## STATED GOAL:
Copy out, exactly and without additions, the lines from the one that contains "Convert this screenshot" to the one that contains "const [wall, setWall]", both ends included.

▶

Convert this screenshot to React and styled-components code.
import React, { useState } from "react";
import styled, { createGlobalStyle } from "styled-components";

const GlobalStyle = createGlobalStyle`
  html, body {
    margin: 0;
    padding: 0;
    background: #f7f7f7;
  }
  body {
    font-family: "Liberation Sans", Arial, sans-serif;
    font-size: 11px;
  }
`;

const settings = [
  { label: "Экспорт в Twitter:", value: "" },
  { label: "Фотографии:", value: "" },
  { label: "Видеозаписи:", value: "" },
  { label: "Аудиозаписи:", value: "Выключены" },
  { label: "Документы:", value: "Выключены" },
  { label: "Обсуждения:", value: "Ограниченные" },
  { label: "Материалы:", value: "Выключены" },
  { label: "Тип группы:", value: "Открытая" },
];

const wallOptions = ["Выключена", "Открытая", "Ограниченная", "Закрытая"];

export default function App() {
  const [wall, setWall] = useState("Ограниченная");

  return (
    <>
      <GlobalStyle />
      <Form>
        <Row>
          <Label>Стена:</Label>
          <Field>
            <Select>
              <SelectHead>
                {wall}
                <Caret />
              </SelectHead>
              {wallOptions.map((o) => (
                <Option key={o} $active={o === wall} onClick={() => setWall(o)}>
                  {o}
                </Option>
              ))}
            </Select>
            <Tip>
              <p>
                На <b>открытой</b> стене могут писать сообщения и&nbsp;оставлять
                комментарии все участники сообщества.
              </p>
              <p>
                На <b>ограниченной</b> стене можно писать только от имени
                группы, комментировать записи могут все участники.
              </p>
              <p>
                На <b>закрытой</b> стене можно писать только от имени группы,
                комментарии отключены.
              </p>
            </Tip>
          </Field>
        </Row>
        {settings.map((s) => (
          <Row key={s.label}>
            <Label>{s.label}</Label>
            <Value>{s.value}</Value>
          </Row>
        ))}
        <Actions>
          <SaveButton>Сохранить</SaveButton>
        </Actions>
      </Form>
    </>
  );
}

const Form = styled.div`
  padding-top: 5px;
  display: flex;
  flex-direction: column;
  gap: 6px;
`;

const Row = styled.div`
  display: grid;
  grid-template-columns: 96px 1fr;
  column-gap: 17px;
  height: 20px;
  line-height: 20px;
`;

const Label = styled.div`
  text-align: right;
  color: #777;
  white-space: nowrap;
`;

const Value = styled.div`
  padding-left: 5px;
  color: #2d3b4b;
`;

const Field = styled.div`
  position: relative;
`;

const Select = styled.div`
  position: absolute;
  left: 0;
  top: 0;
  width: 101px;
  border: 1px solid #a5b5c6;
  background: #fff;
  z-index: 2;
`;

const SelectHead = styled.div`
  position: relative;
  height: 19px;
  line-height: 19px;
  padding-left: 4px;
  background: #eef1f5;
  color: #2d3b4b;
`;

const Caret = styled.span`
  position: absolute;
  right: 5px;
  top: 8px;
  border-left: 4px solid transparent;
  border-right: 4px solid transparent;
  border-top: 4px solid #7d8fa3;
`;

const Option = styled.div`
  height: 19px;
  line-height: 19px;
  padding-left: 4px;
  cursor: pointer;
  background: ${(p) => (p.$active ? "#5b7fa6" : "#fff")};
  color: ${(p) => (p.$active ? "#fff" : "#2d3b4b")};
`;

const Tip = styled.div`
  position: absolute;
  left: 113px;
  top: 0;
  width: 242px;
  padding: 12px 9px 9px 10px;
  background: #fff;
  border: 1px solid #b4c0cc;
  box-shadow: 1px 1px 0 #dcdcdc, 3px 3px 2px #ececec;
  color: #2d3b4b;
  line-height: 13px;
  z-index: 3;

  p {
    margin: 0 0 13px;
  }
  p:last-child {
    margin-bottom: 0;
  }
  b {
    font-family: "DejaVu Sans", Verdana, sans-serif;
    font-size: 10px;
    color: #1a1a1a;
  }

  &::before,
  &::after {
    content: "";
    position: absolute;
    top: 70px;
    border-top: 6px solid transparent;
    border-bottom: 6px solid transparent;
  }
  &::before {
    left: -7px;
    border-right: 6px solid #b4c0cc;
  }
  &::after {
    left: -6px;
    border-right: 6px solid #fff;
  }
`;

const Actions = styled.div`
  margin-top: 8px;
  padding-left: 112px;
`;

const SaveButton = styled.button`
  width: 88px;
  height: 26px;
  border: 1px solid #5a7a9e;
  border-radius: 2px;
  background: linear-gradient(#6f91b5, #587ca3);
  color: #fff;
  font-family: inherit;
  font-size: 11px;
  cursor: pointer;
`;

◀
▶

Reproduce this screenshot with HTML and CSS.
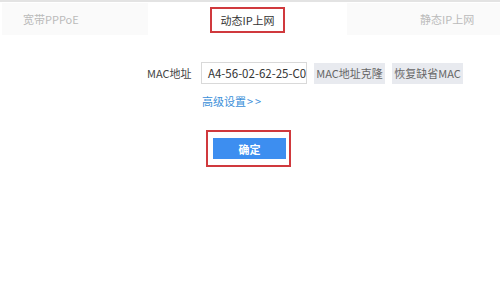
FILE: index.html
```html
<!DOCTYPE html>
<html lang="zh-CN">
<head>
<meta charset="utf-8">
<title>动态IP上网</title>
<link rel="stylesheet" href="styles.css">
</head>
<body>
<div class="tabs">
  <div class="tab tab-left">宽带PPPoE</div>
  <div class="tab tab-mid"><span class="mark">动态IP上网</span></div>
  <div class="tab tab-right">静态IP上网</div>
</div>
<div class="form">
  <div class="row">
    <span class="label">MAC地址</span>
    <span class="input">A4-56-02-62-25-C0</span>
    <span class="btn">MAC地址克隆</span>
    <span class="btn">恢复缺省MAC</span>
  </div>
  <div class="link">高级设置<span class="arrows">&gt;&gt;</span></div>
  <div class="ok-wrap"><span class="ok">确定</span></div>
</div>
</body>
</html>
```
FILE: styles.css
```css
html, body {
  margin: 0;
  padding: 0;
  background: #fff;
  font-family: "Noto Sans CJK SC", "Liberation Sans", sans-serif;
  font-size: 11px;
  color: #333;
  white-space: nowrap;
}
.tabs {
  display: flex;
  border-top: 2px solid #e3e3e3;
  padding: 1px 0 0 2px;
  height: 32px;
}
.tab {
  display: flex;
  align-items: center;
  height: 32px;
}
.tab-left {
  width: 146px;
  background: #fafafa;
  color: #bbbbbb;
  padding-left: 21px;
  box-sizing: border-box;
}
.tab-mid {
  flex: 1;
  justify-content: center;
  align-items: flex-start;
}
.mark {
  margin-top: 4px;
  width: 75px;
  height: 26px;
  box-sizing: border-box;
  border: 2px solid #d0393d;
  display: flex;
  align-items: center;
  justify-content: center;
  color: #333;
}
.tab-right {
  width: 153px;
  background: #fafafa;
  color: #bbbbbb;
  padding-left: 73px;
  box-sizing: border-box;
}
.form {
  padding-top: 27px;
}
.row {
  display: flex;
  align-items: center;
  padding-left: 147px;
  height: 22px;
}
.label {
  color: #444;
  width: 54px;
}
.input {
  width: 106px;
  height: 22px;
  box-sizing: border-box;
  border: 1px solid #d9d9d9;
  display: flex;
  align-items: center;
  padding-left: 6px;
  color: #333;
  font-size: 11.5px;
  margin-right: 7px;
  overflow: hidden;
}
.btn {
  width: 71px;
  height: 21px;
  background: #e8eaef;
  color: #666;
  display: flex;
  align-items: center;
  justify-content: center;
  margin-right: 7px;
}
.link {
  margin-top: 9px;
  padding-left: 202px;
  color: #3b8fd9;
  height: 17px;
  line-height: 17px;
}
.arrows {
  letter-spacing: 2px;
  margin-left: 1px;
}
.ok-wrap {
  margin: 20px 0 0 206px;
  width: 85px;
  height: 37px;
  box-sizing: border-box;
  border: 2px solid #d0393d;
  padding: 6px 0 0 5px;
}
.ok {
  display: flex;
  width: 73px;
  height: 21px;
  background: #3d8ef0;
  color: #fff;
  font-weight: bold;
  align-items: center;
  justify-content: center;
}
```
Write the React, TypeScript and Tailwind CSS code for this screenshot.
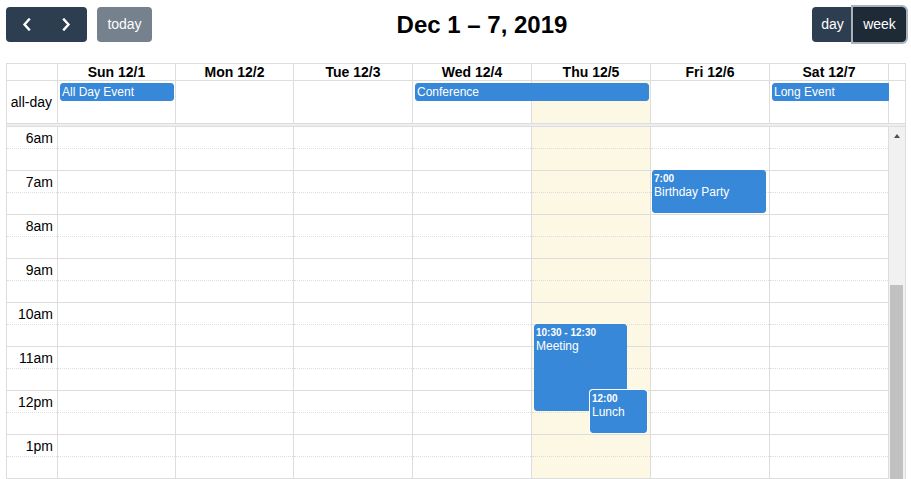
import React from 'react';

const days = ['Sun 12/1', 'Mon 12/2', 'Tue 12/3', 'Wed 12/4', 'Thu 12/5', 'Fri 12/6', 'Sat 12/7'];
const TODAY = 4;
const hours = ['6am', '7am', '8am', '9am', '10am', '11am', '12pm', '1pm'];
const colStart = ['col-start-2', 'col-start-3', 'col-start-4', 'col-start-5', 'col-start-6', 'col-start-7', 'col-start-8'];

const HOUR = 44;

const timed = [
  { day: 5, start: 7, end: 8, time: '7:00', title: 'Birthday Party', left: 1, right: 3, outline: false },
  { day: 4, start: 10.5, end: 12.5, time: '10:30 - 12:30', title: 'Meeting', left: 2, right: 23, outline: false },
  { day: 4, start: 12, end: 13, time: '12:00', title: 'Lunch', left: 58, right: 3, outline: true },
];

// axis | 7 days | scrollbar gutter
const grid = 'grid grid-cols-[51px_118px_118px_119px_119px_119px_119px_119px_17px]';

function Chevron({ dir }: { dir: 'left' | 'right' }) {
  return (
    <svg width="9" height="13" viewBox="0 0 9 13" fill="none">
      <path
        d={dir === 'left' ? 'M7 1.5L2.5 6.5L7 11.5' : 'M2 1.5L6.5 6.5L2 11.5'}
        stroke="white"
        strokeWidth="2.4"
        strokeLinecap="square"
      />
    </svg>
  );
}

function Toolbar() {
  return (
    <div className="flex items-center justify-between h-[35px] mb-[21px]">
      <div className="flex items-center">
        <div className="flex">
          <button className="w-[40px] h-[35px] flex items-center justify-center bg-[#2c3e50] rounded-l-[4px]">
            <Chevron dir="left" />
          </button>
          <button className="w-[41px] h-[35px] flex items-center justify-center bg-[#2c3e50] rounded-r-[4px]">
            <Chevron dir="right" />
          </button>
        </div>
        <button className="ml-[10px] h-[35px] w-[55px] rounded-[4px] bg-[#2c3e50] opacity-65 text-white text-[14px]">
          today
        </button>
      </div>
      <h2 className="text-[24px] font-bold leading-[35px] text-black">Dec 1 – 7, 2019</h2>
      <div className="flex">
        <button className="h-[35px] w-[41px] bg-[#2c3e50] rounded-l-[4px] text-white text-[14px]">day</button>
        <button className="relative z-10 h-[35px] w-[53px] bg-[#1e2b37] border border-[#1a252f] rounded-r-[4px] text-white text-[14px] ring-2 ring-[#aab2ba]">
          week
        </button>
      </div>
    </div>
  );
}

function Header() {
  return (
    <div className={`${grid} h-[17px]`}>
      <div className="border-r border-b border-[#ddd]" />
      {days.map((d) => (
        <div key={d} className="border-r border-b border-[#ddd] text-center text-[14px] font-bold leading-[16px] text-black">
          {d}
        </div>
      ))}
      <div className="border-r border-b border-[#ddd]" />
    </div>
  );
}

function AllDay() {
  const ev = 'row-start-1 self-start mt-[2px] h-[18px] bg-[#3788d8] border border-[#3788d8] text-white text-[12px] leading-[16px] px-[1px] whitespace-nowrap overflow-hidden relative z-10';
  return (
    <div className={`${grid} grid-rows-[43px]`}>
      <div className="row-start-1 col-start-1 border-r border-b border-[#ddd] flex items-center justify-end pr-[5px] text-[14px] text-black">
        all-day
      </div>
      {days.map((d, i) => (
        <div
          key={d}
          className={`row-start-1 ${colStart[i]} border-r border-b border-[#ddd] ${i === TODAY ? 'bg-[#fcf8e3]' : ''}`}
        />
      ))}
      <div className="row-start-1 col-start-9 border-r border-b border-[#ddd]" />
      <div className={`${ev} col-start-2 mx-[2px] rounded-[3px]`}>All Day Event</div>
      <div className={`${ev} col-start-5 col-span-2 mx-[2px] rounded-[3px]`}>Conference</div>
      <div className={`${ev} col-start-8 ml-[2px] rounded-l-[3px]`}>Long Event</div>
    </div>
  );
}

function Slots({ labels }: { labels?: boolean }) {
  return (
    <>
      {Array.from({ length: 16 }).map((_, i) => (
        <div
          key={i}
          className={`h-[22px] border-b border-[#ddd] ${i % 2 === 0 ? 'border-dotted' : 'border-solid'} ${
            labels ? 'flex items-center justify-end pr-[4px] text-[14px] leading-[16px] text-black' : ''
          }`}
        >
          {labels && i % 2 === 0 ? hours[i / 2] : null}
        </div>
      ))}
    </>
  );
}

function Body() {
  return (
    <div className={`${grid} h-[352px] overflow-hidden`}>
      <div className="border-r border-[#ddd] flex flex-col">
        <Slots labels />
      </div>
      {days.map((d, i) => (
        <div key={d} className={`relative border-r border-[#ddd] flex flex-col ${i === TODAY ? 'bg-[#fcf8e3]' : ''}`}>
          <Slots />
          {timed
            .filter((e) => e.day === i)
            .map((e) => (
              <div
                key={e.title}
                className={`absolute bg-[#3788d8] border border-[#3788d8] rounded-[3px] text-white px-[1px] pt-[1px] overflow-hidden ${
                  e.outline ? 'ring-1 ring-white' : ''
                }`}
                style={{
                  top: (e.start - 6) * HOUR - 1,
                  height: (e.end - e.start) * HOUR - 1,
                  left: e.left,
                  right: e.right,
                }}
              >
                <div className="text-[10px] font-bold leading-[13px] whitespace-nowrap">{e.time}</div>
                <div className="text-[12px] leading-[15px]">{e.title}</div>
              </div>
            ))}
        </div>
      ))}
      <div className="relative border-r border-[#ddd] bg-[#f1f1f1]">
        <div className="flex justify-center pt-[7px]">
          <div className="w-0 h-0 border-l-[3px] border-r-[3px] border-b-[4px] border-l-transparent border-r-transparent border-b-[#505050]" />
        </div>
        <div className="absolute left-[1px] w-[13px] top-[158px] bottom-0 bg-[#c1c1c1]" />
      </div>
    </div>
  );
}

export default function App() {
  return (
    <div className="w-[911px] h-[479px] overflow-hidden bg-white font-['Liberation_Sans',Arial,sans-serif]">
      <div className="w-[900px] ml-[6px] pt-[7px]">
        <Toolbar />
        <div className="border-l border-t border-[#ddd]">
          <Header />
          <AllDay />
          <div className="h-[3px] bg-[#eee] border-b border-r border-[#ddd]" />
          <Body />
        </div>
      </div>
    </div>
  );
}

◀
▶

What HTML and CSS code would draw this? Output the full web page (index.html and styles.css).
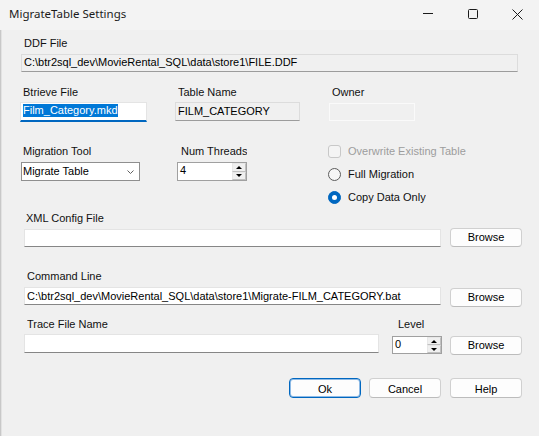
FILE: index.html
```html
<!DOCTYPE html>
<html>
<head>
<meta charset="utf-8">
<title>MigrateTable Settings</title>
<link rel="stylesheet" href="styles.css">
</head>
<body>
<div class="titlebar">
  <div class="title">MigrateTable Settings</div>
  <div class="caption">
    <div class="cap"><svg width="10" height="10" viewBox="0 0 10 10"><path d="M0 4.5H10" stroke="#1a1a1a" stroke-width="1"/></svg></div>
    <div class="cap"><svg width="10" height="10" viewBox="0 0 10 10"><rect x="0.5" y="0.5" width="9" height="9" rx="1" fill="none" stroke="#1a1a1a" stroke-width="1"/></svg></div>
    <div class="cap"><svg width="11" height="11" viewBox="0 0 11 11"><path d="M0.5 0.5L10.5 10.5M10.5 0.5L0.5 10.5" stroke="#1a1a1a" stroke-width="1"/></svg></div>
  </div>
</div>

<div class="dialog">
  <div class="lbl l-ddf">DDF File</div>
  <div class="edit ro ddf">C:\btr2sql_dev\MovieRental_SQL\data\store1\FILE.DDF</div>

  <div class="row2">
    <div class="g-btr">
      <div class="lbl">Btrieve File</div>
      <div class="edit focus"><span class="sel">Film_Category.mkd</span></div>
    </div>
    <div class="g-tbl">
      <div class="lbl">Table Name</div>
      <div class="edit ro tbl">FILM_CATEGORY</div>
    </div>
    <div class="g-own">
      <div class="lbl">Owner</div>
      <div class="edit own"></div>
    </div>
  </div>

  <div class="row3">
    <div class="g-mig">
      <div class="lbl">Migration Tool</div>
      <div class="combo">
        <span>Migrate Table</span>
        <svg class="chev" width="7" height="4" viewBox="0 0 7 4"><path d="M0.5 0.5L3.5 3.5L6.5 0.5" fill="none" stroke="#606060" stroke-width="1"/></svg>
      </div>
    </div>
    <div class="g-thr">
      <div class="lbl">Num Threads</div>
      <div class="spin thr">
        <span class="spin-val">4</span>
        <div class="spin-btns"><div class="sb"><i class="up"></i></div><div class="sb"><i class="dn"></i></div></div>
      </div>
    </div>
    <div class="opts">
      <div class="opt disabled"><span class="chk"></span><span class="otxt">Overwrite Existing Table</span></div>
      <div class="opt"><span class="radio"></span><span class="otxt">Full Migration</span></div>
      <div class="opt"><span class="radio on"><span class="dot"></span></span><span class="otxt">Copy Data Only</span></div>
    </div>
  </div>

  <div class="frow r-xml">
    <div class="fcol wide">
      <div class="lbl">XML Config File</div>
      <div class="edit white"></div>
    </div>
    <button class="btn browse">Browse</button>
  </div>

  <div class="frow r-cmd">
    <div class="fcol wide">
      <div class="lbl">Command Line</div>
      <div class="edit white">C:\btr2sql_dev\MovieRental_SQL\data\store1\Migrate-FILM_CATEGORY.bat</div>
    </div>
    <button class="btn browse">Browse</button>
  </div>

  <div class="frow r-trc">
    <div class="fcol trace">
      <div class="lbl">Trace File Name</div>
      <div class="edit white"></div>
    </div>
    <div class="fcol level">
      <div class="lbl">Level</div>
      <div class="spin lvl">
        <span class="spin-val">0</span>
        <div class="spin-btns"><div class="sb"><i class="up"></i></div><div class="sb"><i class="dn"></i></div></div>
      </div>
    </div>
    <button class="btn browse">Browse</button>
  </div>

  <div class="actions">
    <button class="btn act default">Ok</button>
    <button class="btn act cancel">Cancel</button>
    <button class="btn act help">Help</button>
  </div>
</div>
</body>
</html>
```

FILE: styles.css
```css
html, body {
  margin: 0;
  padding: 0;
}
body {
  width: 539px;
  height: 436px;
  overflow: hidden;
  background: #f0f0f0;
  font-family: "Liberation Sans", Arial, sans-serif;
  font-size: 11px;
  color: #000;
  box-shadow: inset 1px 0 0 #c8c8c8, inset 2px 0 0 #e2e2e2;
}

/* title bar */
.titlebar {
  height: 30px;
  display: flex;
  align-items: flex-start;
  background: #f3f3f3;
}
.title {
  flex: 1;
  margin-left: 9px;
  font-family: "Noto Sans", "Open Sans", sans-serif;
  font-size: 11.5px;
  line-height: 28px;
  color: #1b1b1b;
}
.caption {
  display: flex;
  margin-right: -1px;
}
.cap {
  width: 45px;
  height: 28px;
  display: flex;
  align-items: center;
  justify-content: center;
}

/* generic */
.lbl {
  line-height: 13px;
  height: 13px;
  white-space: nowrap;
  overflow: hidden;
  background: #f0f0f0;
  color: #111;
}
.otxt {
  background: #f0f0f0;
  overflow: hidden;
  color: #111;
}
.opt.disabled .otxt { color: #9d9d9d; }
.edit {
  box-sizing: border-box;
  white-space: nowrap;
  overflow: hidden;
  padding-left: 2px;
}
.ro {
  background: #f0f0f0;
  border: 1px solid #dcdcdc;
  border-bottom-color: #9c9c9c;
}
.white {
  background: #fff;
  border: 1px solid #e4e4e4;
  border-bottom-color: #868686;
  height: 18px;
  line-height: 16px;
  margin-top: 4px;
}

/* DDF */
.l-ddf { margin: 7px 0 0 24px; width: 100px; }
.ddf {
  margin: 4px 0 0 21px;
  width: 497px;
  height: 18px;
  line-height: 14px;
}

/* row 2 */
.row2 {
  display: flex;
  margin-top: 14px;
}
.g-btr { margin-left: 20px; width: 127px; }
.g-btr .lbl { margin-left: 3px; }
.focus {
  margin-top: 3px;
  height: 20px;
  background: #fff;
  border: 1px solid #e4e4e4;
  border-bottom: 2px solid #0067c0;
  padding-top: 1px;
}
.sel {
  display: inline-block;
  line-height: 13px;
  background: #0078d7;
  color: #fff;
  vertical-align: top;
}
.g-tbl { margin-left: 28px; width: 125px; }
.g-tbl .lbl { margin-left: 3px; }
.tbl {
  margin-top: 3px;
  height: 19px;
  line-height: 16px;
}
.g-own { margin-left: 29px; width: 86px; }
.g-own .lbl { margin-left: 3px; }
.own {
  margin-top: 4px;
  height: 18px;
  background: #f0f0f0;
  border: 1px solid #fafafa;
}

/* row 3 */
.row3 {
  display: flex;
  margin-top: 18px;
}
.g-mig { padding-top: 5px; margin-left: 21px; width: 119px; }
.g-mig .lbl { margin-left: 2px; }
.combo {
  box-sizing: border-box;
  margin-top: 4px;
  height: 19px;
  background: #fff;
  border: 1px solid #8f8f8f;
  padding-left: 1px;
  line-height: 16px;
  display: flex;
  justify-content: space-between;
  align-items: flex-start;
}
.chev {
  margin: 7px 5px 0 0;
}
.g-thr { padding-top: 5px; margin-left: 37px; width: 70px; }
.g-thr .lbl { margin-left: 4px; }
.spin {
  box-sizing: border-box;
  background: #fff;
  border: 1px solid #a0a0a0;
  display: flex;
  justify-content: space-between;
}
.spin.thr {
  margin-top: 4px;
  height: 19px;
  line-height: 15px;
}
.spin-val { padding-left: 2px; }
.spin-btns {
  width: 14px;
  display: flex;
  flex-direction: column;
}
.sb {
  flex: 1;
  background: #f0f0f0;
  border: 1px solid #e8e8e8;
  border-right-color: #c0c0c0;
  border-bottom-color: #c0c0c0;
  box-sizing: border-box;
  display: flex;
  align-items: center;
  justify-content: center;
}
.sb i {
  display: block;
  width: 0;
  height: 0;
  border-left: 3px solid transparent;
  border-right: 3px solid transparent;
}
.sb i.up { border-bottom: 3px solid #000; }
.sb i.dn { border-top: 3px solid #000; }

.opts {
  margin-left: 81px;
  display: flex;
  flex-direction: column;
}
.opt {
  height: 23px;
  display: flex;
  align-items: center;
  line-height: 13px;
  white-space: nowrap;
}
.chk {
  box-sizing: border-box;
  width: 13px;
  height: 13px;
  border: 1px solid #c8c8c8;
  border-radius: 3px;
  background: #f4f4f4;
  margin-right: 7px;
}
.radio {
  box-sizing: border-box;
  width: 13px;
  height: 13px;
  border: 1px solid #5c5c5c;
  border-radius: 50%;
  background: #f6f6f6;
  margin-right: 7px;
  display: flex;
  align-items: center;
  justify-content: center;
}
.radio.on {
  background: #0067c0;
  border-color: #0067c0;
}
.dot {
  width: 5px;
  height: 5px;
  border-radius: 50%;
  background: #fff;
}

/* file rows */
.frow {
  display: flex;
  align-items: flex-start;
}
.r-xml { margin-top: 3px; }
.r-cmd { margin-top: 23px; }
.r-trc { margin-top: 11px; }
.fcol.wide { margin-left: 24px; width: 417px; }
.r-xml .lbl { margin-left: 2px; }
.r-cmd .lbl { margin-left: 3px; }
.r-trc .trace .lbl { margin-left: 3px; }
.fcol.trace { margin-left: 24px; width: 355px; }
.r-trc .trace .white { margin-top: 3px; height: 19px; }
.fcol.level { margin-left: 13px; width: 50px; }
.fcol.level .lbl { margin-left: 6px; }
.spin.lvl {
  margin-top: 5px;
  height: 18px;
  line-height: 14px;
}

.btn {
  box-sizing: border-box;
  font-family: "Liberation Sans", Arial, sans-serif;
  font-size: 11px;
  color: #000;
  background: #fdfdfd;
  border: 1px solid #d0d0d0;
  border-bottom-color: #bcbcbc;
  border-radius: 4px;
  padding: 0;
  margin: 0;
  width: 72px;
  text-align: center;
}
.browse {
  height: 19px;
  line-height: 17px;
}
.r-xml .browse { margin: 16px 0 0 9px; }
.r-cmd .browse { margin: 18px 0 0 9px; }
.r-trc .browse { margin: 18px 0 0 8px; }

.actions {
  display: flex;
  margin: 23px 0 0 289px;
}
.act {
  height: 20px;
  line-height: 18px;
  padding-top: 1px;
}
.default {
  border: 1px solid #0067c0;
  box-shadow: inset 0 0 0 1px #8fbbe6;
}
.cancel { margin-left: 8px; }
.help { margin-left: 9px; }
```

◀

## ANSWER TO THE EXERCISE:
Convert this screenshot to React and styled-components code.
import React, { useState } from "react";
import styled, { createGlobalStyle } from "styled-components";

const GlobalStyle = createGlobalStyle`
  html, body {
    margin: 0;
    padding: 0;
    background: #f7f7f7;
  }
  body {
    font-family: "Liberation Sans", Arial, sans-serif;
    font-size: 11px;
  }
`;

const settings = [
  { label: "Экспорт в Twitter:", value: "" },
  { label: "Фотографии:", value: "" },
  { label: "Видеозаписи:", value: "" },
  { label: "Аудиозаписи:", value: "Выключены" },
  { label: "Документы:", value: "Выключены" },
  { label: "Обсуждения:", value: "Ограниченные" },
  { label: "Материалы:", value: "Выключены" },
  { label: "Тип группы:", value: "Открытая" },
];

const wallOptions = ["Выключена", "Открытая", "Ограниченная", "Закрытая"];

export default function App() {
  const [wall, setWall] = useState("Ограниченная");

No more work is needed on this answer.